Using python with machine learning algotithms is the #1 option for prototyping solutions among data scientists today. We'll take a look at it in this lab.

### Main objectives
After successful completion of the lab work students will be able to:
-	Prepare datasets for machine learning algorithms
-	Apply machine learning for solving price prediction problem
-   Calculate metrics which can help us find out whether our machine learning model is ready for production

### Tasks
-	Clean dataset
-	Split dataset to test, train and validation datasets
-	Apply decision tree algorithm to build ML (machine learning) model for price predictions
-   Calculate business metrics
-   Try other algorithms and factors to get a better solution 


### 1. Load data with real estate prices

In [None]:
# let's import pandas library and set options to be able to view data right in the browser
import pandas as pd
pd.set_option('display.max_columns', 500)
pd.set_option('display.width', 1000)
pd.set_option('display.max_colwidth', 1000)

In [None]:
# import math library which we'll need later for calculating metrics
import math
from sklearn.metrics import mean_squared_error

In [None]:
# load our dataset and see which data it contains.
spb_df = pd.read_table('../data/spb.real.estate.archive.2018.tsv')

In [None]:
# let's look at random sample of the loaded dataset to understand what's inside
spb_df.sample(5)

In [None]:
# let's check how much data to we have
len(spb_df)

### 2. Prepare cleaned dataset with RENT data in St.Peterburg without Oblast 
<p>Use results of our analysis of the previous Lab Works for cleaning the dataset
<p>Reminder: offer_type column contains data to distinct rent from sell items, 2 stands for RENT, 1 for SELL


#### Prepare dataframe with rent data in city limits

In [None]:
rent_df = spb_df[spb_df.offer_type == 2]
print("Total rent data size: {}".format(len(rent_df)))
rent_df_spb = rent_df[rent_df.unified_address.str.contains('Россия, Санкт-Петербург')]
print("Rent data size in city limits: {}".format(len(rent_df_spb)))
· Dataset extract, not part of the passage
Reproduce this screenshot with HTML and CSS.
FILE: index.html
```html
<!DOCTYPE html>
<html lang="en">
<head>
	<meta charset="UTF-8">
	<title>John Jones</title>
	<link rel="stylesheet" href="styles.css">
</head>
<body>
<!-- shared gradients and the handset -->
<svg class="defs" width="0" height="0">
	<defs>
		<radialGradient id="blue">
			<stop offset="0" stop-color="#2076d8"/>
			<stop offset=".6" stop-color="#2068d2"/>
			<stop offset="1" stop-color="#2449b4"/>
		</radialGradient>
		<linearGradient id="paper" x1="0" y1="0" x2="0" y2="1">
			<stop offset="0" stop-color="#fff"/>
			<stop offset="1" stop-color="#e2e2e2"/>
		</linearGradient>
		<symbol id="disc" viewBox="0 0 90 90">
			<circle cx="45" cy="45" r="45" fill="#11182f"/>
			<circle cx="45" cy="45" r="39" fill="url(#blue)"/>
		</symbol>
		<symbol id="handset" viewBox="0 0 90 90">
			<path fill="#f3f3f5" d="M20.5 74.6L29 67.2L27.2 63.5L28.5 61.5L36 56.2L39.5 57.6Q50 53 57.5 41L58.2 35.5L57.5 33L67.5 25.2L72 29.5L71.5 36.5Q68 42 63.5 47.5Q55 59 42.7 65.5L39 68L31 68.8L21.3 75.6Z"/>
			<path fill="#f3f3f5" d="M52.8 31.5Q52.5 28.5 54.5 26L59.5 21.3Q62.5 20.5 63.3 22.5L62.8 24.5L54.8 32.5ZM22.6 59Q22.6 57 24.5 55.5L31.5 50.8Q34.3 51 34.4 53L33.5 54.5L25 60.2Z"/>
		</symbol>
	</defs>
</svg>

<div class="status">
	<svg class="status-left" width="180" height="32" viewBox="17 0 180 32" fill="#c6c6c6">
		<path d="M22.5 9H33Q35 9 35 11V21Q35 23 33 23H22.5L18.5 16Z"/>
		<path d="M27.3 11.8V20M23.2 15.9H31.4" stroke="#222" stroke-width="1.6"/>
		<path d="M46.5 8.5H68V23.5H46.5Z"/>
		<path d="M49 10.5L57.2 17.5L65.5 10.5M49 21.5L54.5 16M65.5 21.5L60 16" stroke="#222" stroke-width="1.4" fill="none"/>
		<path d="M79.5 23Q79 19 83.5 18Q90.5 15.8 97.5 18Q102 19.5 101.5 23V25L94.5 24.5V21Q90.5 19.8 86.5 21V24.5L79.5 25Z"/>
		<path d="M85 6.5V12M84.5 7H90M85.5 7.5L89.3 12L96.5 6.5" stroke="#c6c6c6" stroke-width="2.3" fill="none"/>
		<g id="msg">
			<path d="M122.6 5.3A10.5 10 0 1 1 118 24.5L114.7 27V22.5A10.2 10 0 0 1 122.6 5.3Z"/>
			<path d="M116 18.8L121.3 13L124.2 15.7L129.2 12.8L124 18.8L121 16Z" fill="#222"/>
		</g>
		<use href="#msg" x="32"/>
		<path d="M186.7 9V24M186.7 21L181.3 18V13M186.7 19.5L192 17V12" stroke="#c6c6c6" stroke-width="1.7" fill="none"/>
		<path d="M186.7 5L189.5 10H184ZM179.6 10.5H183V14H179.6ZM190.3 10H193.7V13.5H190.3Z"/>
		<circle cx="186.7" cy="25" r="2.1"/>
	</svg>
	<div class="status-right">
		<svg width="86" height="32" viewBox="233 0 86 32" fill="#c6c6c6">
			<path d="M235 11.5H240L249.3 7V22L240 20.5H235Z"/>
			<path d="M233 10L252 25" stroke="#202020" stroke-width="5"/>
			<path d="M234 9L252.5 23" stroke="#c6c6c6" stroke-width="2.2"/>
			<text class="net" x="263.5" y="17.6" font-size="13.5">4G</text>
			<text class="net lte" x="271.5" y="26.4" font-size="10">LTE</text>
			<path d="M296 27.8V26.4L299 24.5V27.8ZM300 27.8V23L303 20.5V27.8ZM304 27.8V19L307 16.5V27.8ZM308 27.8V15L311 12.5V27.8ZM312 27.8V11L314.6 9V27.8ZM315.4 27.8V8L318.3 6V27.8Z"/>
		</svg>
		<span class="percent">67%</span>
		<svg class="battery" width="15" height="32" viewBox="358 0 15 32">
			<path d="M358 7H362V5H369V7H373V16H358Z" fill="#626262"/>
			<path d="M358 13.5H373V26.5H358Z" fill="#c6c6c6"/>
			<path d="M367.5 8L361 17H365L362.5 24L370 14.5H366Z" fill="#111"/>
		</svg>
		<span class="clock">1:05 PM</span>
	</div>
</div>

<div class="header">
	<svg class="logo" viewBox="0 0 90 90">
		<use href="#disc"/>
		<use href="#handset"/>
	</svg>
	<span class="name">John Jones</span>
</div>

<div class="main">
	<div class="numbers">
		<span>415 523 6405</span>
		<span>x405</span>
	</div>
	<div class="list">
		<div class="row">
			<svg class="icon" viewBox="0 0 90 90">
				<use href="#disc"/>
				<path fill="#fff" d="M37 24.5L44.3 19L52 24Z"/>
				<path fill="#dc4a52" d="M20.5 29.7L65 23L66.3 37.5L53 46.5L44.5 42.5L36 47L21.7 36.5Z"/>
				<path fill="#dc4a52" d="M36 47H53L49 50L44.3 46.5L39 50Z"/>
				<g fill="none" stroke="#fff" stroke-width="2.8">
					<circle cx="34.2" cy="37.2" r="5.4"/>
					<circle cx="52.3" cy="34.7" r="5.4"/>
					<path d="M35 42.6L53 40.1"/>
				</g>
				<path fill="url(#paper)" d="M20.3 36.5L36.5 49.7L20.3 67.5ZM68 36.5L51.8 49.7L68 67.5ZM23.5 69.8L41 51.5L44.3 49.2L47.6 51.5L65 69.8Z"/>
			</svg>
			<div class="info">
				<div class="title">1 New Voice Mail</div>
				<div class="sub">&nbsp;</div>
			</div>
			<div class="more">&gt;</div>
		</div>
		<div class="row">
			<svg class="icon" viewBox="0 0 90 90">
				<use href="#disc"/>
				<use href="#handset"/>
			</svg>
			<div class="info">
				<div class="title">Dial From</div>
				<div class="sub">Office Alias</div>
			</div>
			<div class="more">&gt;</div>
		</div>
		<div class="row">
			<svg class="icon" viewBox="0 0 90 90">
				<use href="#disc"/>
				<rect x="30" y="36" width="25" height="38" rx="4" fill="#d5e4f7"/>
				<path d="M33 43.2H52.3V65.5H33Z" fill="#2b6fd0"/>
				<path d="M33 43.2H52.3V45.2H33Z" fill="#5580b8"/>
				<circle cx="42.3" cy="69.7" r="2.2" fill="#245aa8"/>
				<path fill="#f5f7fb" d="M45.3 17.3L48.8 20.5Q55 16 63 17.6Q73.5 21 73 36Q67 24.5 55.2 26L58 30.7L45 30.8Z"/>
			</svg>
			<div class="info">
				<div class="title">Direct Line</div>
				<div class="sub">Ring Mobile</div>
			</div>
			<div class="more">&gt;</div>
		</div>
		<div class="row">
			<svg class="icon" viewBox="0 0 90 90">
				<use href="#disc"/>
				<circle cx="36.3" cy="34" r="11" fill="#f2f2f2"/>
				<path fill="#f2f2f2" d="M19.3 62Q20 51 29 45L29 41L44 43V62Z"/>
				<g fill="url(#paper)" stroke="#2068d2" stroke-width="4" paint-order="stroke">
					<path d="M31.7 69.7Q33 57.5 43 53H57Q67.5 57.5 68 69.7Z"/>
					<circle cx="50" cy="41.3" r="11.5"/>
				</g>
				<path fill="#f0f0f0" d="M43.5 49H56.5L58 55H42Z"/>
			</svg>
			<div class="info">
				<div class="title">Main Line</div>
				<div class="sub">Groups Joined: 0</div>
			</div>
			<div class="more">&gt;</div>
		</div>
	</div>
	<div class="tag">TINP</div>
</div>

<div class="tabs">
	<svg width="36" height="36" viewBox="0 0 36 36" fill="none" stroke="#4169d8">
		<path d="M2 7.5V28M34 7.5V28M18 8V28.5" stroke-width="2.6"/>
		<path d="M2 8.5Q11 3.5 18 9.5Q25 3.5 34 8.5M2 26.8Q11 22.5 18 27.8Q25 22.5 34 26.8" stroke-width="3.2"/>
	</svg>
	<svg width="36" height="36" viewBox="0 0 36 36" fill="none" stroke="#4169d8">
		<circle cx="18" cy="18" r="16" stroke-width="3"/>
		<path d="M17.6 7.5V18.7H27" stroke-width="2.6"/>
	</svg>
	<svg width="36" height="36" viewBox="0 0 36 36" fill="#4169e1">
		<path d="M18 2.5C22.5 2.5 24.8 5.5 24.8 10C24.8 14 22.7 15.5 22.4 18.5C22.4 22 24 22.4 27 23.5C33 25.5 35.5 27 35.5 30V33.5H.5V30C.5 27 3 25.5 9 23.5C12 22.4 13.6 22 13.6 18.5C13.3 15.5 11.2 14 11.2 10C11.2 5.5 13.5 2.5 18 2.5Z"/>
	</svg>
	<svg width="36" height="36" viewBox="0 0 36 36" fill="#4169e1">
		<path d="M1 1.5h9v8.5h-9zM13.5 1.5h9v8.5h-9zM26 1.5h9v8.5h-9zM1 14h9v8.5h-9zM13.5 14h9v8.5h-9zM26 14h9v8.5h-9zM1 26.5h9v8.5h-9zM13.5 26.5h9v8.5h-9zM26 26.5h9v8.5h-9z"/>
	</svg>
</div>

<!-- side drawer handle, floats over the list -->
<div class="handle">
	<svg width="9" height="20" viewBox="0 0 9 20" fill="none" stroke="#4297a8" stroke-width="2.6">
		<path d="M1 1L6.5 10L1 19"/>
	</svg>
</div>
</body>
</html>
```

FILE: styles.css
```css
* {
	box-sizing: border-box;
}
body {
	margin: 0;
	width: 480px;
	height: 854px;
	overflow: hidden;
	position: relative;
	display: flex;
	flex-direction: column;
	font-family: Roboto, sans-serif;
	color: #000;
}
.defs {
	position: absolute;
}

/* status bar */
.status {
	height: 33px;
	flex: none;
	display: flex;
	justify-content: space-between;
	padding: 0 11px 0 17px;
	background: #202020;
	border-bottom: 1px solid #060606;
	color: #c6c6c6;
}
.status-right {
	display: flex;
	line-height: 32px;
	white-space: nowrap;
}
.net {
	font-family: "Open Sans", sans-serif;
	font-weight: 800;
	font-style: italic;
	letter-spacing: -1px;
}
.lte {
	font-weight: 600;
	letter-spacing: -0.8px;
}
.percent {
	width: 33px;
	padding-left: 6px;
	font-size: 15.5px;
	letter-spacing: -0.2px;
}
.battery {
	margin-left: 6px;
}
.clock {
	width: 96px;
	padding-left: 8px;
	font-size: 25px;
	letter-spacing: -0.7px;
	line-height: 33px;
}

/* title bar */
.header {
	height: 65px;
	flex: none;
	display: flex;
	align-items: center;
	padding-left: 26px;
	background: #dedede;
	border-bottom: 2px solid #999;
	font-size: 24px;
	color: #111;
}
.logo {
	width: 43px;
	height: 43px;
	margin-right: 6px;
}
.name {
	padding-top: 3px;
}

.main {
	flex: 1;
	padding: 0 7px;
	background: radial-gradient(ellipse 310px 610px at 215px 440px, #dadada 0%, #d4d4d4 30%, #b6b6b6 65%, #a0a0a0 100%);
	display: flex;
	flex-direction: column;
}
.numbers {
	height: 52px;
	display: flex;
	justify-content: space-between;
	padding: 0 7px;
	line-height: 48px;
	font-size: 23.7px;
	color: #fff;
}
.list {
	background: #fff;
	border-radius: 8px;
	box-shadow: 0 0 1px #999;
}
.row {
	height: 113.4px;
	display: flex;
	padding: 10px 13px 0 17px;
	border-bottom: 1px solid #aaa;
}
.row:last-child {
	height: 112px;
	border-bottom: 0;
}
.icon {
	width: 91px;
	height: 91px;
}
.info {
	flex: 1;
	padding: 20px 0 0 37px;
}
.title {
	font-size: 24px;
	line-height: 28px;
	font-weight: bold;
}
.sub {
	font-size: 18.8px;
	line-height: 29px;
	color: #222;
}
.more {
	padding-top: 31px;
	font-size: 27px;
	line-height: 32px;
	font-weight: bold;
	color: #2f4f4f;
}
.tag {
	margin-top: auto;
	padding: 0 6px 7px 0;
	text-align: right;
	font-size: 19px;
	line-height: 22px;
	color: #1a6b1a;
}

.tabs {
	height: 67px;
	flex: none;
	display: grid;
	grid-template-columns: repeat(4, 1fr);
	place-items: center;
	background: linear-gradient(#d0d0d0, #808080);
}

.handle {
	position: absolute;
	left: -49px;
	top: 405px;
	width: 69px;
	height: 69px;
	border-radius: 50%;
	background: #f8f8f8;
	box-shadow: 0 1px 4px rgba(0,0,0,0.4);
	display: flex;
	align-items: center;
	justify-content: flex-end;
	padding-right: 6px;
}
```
#### Calculate price per square meter, get median prices for house and find outliers with the help of this

In [None]:
# calculate price per sq m
rent_df_spb['price_per_sq_m'] = rent_df_spb.last_price/rent_df.area

##### Find median price per sq m per house

In [None]:
house_rent_df = rent_df_spb.groupby('unified_address').price_per_sq_m.median().reset_index()

In [None]:
house_rent_df.rename(columns = {'price_per_sq_m': 'house_price_sqm_median'}, inplace = True)

##### Merge rent data with house median prices and inspect outliers

In [None]:
rent_df_spb = rent_df_spb.merge(house_rent_df)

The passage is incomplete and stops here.